Burns writes that by "raising an issue that affects not only teachers, but the communities they live and work in, CTU is deploying a strategy known as 'bargaining for the common good.'" The CTU, and teachers unions across the country, have been effectively bargaining for workers, taxpayers and other everyday people who are outside of their own professions. So far, the bargaining tactic has been among the most effective ways for ordinary people to actually yield power that leads to results. 

For instance, in 2013, "citing inspiration from Chicago, the St. Paul Federation of Teachers (SPFT) worked with community allies to jointly draw up a list of 29 demands to bring into its contract negotiations, including the expansion of preschool, reforms to school discipline procedures and the reduction of standardized testing," Burns writes.

"While the school district initially refused to negotiate over 18 of these areas, a unified front by teachers and community members eventually pressured it to include language on almost every area in the SPFT's new contract."  

Seriously, when was the last time a politician you voted for delivered on the things you wanted (as opposed to carrying political and economic water for people like Griffin)? 

As teacher after teacher we interviewed explained, during the campaign, Mayor Lori Lightfoot said one thing about what students in Chicago's most vulnerable schools need. Now ensconced in office, however, her actions have said something else. 

"This spring," Maas writes, "two bills passed the Democratic-controlled State House — one to reestablish an elected school board, the other to repeal [the] legal restrictions on what CTU is allowed to negotiate." 

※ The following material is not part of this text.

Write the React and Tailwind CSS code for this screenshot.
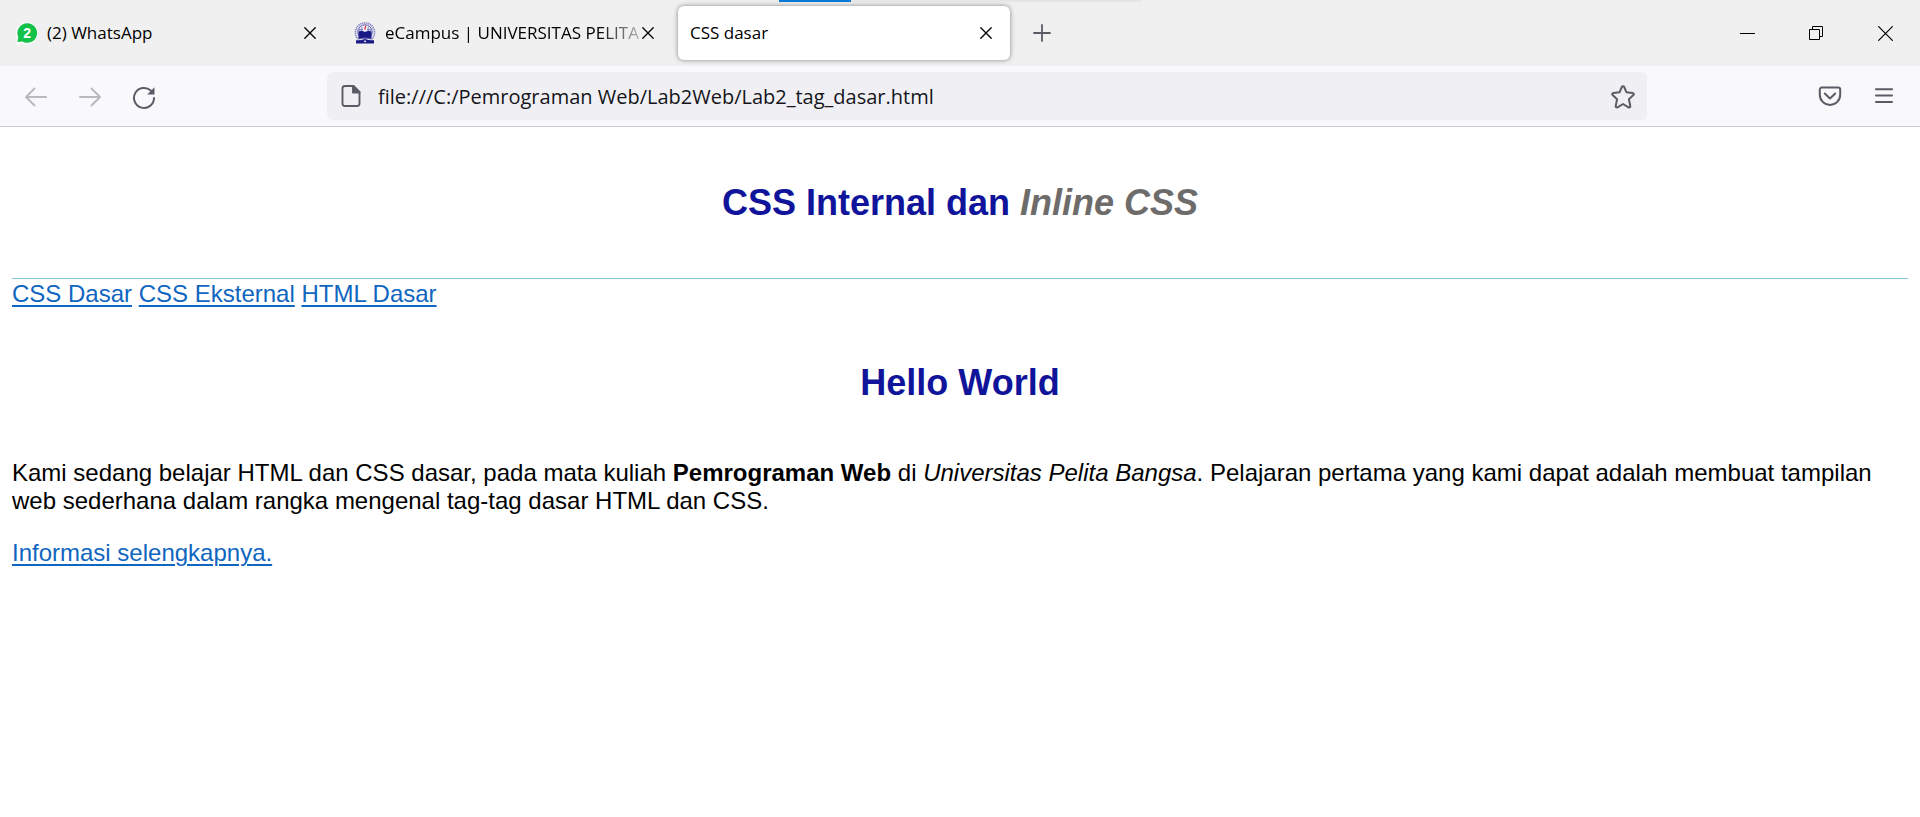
const iconStroke = {
  fill: 'none',
  stroke: 'currentColor',
  strokeLinecap: 'round',
  strokeLinejoin: 'round',
}

function WhatsAppIcon() {
  return (
    <svg viewBox="0 0 24 24" className="size-6 shrink-0" aria-hidden="true">
      <path d="M12 .8a11.200 11.200 0 1 1-4.600 21.400L1 23.300 2.200 17A11.200 11.200 0 0 1 12 .8Z" fill="#fafafa" />
      <path d="M12.200 2.200a9.800 9.800 0 1 1-4.800 18.300L2.400 21l.9-4.900A9.800 9.800 0 0 1 12.200 2.200Z" fill="#12c148" />
      <text x="12.2" y="17.2" textAnchor="middle" fontSize="14" fontWeight="700" fill="#fff" fontFamily="Liberation Sans, sans-serif">2</text>
    </svg>
  )
}

function CampusIcon() {
  return (
    <svg viewBox="0 0 24 24" className="size-6 shrink-0" aria-hidden="true">
      <circle cx="12" cy="11.500" r="9.600" fill="#e4e4f2" stroke="#8c8cc4" strokeWidth="1.6" strokeDasharray="1.4 0.6" />
      <circle cx="12" cy="11" r="7.200" fill="#efedf6" stroke="#5252a8" strokeWidth="0.9" />
      <path d="M6.800 8v3M8.800 6v4M15.200 6v4M17.200 8v3M6 8.500h4M14 8.500h4" stroke="#7474bc" strokeWidth="0.8" />
      <path d="M12.400 3.800c1.400 1.400.4 2.300.4 3.200s-.4 1.600-1 1.600c-1.600-1.200.8-2.600.6-4.800Z" fill="#d92e3c" />
      <path d="M5.500 10.600 9 9.800l3 1.200 3-1.200 3.500.8v7.400H5.500Z" fill="#1a1a86" />
      <path d="M3 19.200h4l5-1 5 1h4v3.300H3Z" fill="#1a1a86" />
      <path d="M5 18.400 12 17l7 1.400" fill="none" stroke="#c9c9e4" strokeWidth="0.6" />
      <path d="M10.500 20.200 12 19.200l1.500 1-1.500 1.400Z" fill="#d7d7f0" />
    </svg>
  )
}

function CrossIcon() {
  return (
    <svg viewBox="0 0 12 12" className="size-3" aria-hidden="true" {...iconStroke} strokeWidth="1.3">
      <path d="m.8.8 10.400 10.400M11.200.8.8 11.200" />
    </svg>
  )
}

function Tab({ title, icon, active, fade }) {
  return (
    <div
      className={
        active
          ? 'flex h-[54px] w-[332px] items-center rounded-md bg-white pr-3 pl-3 shadow-[0_0_5px_rgba(0,0,0,0.45)]'
          : 'flex h-[54px] w-[332px] items-center pr-3 pl-[13px]'
      }
    >
      {icon}
      <button
        role="tab"
        aria-selected={!!active}
        className={
          fade
            ? '-mr-1.5 ml-2 min-w-0 flex-1 overflow-hidden text-left whitespace-nowrap [mask-image:linear-gradient(to_left,rgba(0,0,0,0.2),black_44px)]'
            : active
              ? 'min-w-0 flex-1 text-left whitespace-nowrap'
              : 'ml-2 min-w-0 flex-1 text-left whitespace-nowrap'
        }
      >
        {title}
      </button>
      <button aria-label="Close tab" className="grid h-6 w-6 shrink-0 place-items-center">
        <CrossIcon />
      </button>
    </div>
  )
}

function TabStrip() {
  return (
    <header className="relative flex h-[66px] items-center bg-[#f0f0f0] pl-0.5 font-['Open_Sans',sans-serif] text-[17px] text-black">
      <div className="absolute top-0 left-[779px] flex h-[2px] w-[362px] bg-[#e5e5e5]">
        <div className="w-[72px] bg-[#0078d7]" />
      </div>
      <div role="tablist" className="flex gap-1.5">
        <Tab title="(2) WhatsApp" icon={<WhatsAppIcon />} />
        <Tab title="eCampus | UNIVERSITAS PELITA" icon={<CampusIcon />} fade />
        <Tab title="CSS dasar" active />
      </div>
      <button aria-label="New tab" className="ml-3 grid size-10 place-items-center text-[#5b5b66]">
        <svg viewBox="0 0 18 18" className="size-[18px]" aria-hidden="true" {...iconStroke} strokeWidth="1.8">
          <path d="M9 1v16M1 9h16" />
        </svg>
      </button>
      <div className="ml-auto flex h-full items-center text-black">
        <button aria-label="Minimize" className="grid h-full w-[69px] place-items-center">
          <svg viewBox="0 0 15 15" className="size-[15px]" aria-hidden="true">
            <path d="M0 7h15v1H0z" fill="currentColor" />
          </svg>
        </button>
        <button aria-label="Restore" className="grid h-full w-[69px] place-items-center">
          <svg viewBox="0 0 15 15" className="size-[15px]" aria-hidden="true" fill="none" stroke="currentColor">
            <path d="M.5 3.500h10v10H.5zM3.500 3.500v-3h10v10h-3" />
          </svg>
        </button>
        <button aria-label="Close window" className="grid h-full w-[69px] place-items-center">
          <svg viewBox="0 0 15 15" className="size-[15px]" aria-hidden="true" fill="none" stroke="currentColor" strokeWidth="1.200">
            <path d="m.3.3 14.400 14.400M14.700.3.3 14.700" />
          </svg>
        </button>
      </div>
    </header>
  )
}

function Toolbar() {
  return (
    <nav aria-label="Browser toolbar" className="flex h-[61px] items-center border-b border-[#ccccd1] bg-[#f9f9fb] px-[9px] text-[#5b5b66]">
      <div className="flex pt-0.5">
        <button aria-label="Back" disabled className="grid h-12 w-[54px] place-items-center text-[#b9b9bf]">
          <svg viewBox="0 0 24 24" className="size-6" aria-hidden="true" {...iconStroke} strokeWidth="1.9">
            <path d="M22 12H2M10.500 3.500 2 12l8.500 8.500" />
          </svg>
        </button>
        <button aria-label="Forward" disabled className="grid h-12 w-[54px] place-items-center text-[#b9b9bf]">
          <svg viewBox="0 0 24 24" className="size-6" aria-hidden="true" {...iconStroke} strokeWidth="1.9">
            <path d="M2 12h20M13.500 3.500 22 12l-8.500 8.500" />
          </svg>
        </button>
        <button aria-label="Reload" className="grid h-12 w-[54px] place-items-center">
          <svg viewBox="0 0 24 24" className="size-6" aria-hidden="true" {...iconStroke} strokeWidth="2">
            <path d="M22 13a10 10 0 1 1-3.200-7.400" />
            <path d="M22.500 2.200v7.300h-7.300Z" fill="currentColor" stroke="none" />
          </svg>
        </button>
      </div>
      <div className="mx-[156px] flex h-12 flex-1 items-center rounded-md bg-[#f0f0f4] px-3">
        <svg viewBox="0 0 24 24" className="size-6 shrink-0" aria-hidden="true" {...iconStroke} strokeWidth="1.9">
          <path d="M6 2h8.500l6 6v11.500a2.500 2.500 0 0 1-2.500 2.500H6a2.500 2.500 0 0 1-2.500-2.500v-15A2.500 2.500 0 0 1 6 2Z" />
          <path d="M14 2v6.500h6.500Z" fill="currentColor" />
        </svg>
        <input
          aria-label="Address"
          defaultValue="file:///C:/Pemrograman Web/Lab2Web/Lab2_tag_dasar.html"
          className="ml-[15px] min-w-0 flex-1 bg-transparent pt-0.5 font-['Open_Sans',sans-serif] text-[20px] text-[#15141a] outline-none"
        />
        <button aria-label="Bookmark this page" className="pt-0.5">
          <svg viewBox="0 0 24 24" className="size-6" aria-hidden="true" {...iconStroke} strokeWidth="2">
            <path d="M10.800 2a1.350 1.350 0 0 1 2.400 0l2.300 5.300 6.200.7a1.200 1.200 0 0 1 .7 2.100l-4.500 4.100 1.400 6.800a1.200 1.200 0 0 1-1.800 1.300L12 19l-5.500 3.300a1.200 1.200 0 0 1-1.800-1.300l1.400-6.800-4.500-4.100A1.200 1.200 0 0 1 2.300 8l6.200-.7Z" />
          </svg>
        </button>
      </div>
      <div className="flex">
        <button aria-label="Save to Pocket" className="grid h-12 w-[54px] place-items-center">
          <svg viewBox="0 0 24 24" className="size-6" aria-hidden="true" {...iconStroke} strokeWidth="2">
            <path d="M3.800 3.500h16.400a2 2 0 0 1 2 2v5.200a10.200 10.200 0 0 1-20.400 0V5.500a2 2 0 0 1 2-2Z" />
            <path d="m6.800 9.500 5.200 5 5.200-5" />
          </svg>
        </button>
        <button aria-label="Open application menu" className="grid h-12 w-[54px] place-items-center">
          <svg viewBox="0 0 24 24" className="size-6" aria-hidden="true" {...iconStroke} strokeWidth="2">
            <path d="M4 5.200h16M4 11.600h16M4 18h16" />
          </svg>
        </button>
      </div>
    </nav>
  )
}

const linkClass = 'text-[#0f66c0] underline decoration-2 underline-offset-3 [text-decoration-skip-ink:auto]'

export default function App() {
  return (
    <div className="min-h-screen bg-white">
      <TabStrip />
      <Toolbar />
      <main className="px-3 font-['Liberation_Sans',Arial,sans-serif] text-[24px] leading-7 text-black">
        <header className="border-b border-[#82c4d8] pt-14 pb-[55px]">
          <h1 className="text-center text-[36px] leading-10 font-bold text-[#10149a]">
            CSS Internal dan <i className="text-[#6e6b6b]">Inline CSS</i>
          </h1>
        </header>
        <nav aria-label="Pages" className="pt-px">
          <a href="#dasar" className={linkClass}>CSS Dasar</a>{' '}
          <a href="#eksternal" className={linkClass}>CSS Eksternal</a>{' '}
          <a href="#html" className={linkClass}>HTML Dasar</a>
        </nav>
        <h1 className="mt-[55px] mb-14 text-center text-[36px] leading-10 font-bold text-[#10149a]">Hello World</h1>
        <p>
          Kami sedang belajar HTML dan CSS dasar, pada mata kuliah <b>Pemrograman Web</b> di{' '}
          <i>Universitas Pelita Bangsa</i>. Pelajaran pertama yang kami dapat adalah membuat tampilan web
          sederhana dalam rangka mengenal tag-tag dasar HTML dan CSS.
        </p>
        <p className="mt-6">
          <a href="#info" className={linkClass}>Informasi selengkapnya.</a>
        </p>
      </main>
    </div>
  )
}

The bills were poised to pass the Senate and Gov. J.B. Pritzker was likely to sign them before Lightfoot "asked Senate President John Cullerton to stall these bills" just before contract negotiations between CTU and CPS started, according to the Chicago Tribune.  

This strike is showing us that, if the voices of ordinary working people aren't registered through the ballot, perhaps our last, best hope is at the bargaining table.